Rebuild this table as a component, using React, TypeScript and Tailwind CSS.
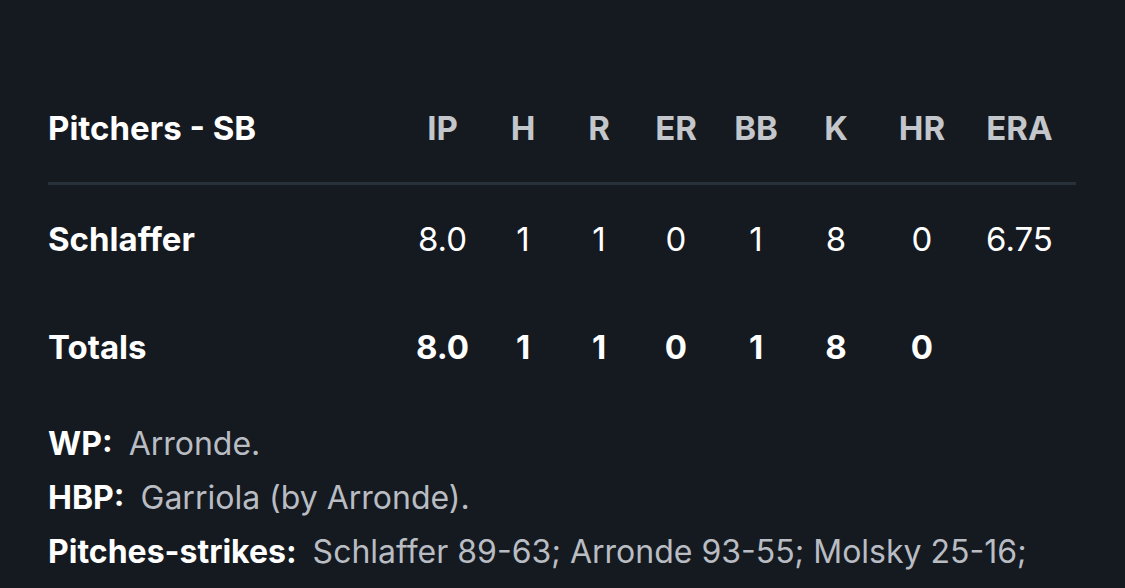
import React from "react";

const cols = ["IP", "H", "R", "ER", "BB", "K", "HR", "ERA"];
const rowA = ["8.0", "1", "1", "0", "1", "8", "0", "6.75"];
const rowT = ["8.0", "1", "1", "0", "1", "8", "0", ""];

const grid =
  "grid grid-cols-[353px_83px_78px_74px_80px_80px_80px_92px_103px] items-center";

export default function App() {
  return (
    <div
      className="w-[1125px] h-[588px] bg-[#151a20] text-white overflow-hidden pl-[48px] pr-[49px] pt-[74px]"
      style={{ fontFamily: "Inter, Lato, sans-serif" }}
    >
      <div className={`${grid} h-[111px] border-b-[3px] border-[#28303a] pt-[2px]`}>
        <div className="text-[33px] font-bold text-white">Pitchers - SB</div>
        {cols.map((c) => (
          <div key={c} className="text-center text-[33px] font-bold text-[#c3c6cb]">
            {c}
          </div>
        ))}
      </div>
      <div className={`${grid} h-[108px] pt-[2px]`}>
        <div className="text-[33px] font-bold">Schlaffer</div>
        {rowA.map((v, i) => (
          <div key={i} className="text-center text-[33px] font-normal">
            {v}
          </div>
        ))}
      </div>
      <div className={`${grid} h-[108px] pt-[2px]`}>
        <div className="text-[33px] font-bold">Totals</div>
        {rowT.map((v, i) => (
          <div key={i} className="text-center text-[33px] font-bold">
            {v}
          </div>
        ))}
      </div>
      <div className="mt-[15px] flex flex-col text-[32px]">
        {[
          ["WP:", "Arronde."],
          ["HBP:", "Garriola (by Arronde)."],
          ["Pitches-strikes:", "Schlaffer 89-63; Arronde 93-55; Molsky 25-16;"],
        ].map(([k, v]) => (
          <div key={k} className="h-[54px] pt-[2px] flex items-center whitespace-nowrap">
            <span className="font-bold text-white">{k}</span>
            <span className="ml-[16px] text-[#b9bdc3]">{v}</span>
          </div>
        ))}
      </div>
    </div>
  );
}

_____

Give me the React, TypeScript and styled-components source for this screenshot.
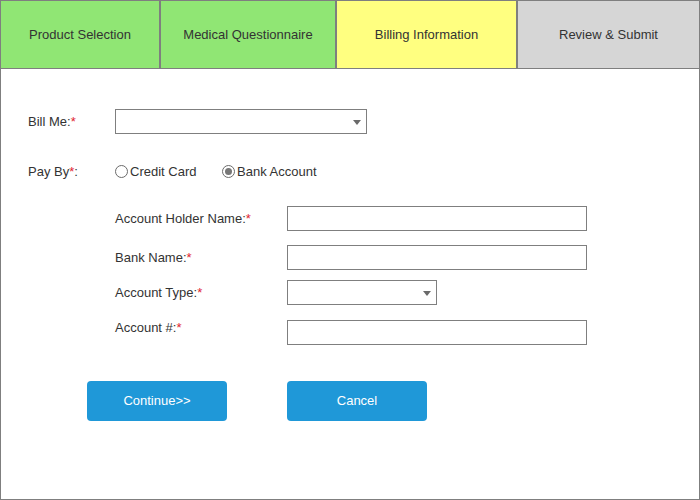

_____

— WHAT YOU WILL DO —
Which lines above contain "this"? Show each of them.

— FULL RESPONSE —
Rebuild this table as a component, using React, TypeScript and Tailwind CSS.
Give me the React, TypeScript and styled-components source for this screenshot.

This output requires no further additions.